Reading Through the Bible – Judges 6 and 7

Other than the story of Samson, there is probably no better known story and figure in the book of Judges than Gideon. Many people use the phrase “to lay out a fleece” when speaking about how they determine a course of action, without knowing what it means or where it came from. By the way, just because Gideon did lay out a fleece and God condescended, does not mean that we should be scattering our proverbial fleeces all over kingdom come in order to have God lead us. And that is one of the key points in the thoughts I share below.

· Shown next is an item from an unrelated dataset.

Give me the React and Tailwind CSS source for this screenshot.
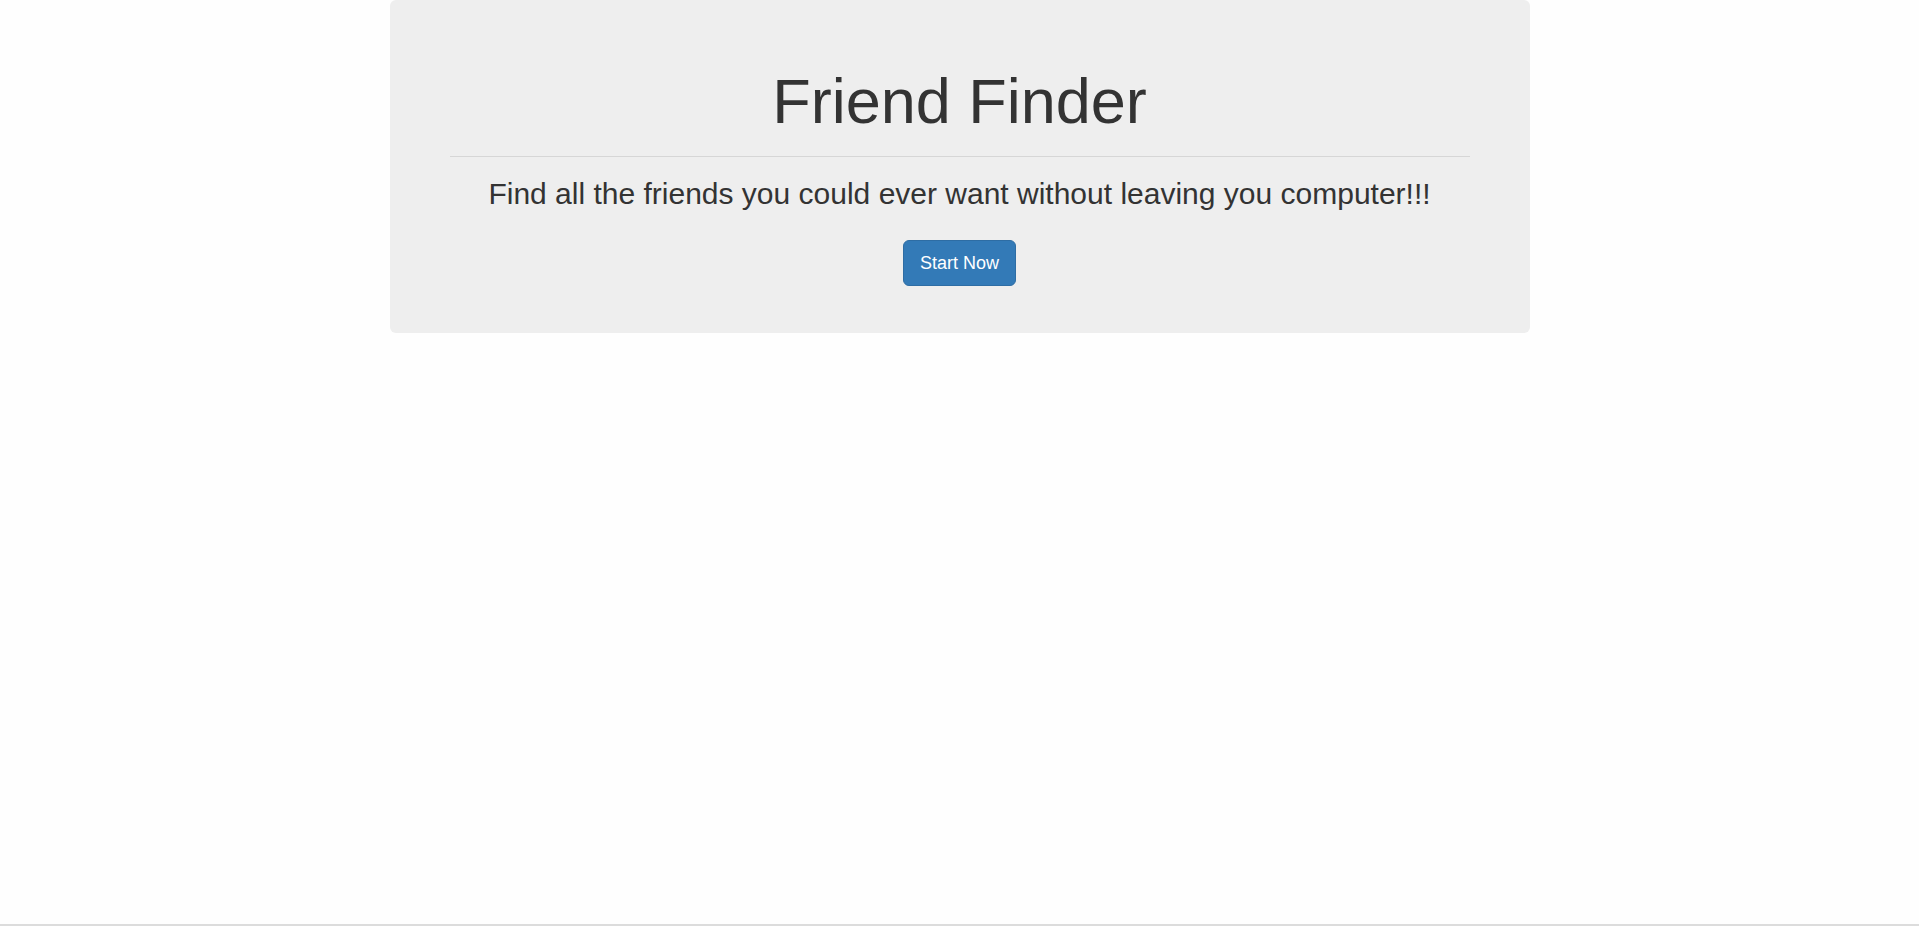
export default function App() {
  return (
    <div
      className="h-[926px] w-full bg-[#fefefe] border-b-[2px] border-[#dcdcdc] box-border"
      style={{ fontFamily: '"Liberation Sans", Arial, Helvetica, sans-serif' }}
    >
      <div className="mx-auto w-[1140px] rounded-[6px] bg-[#eeeeee] px-[60px] pt-[48px] pb-[47px] text-center text-[#333333]">
        <h1 className="mt-[19px] text-[63px] leading-[69px] font-normal">Friend Finder</h1>
        <hr className="mt-[20px] border-0 border-t border-[#d6d6d6]" />
        <h2 className="mt-[20px] text-[30px] leading-[33px] font-normal">
          Find all the friends you could ever want without leaving you computer!!!
        </h2>
        <div className="mt-[30px] flex justify-center">
          <button className="rounded-[6px] border border-[#2e6da4] bg-[#337ab7] px-[16px] py-[10px] text-[18px] leading-[24px] text-white">
            Start Now
          </button>
        </div>
      </div>
    </div>
  );
}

Judges 6:14 – Go in the strength you have and deliver Israel from the grasp of Midian. I am sending you. (CSB) The key point here in God’s choosing and commissioning Gideon was not his strength but the fact that the Lord was sending him. Gideon was well aware of his own weakness – My family is the weakest and I am the youngest – but God addresses Gideon’s inadequacies with his own presence: But I will be with you. Fear should not be a reason for disobedience. If God commands us to act, he will go before us. Our inadequacies are more than made up for by God’s strength and presence. For example, think about the Great Commission. Jesus tells us to go and then he reminds us that he will be with us always. It is never our strength that matters. It is the presence of God with us that makes all the difference.

Judges 7:10 – But if you are afraid to attack the camp, go down with Purah your servant. (CSB) We know that Gideon is held out to us as a man of faith (he is listed in Hebrews 11 as such), but he also demonstrated great weakness and doubt at times. When called by God, he quickly declared his lack of qualifications (Judges 6:15). When he wondered whether God would truly deliver Israel from the Midianites, he twice laid out a fleece. Each time, God answered Gideon that he would be with him and each time after being assured of the Lord’s presence, Gideon went out in obedience to God’s commands. Wasn’t God gracious and patient with Gideon? Yet, as I mentioned above, Gideon’s actions are not to be used by us as justification for seeking signs. As Spurgeon said, “I have known many persons like [Gideon]. Their repeated question is, ‘Is the Lord with me? Is Jesus mine and am I his?'” It really doesn’t matter if God gives us some special sign. The question is whether we see Jesus. Are we aware of God’s presence with us? Do we realize that the Holy Spirit is indwelling us? Can we see evidence of Christ being formed in us? Then we belong to him and this should encourage us to obey in faith when sent by God. For surely, his grace is sufficient and his strength is perfected in our own weakness.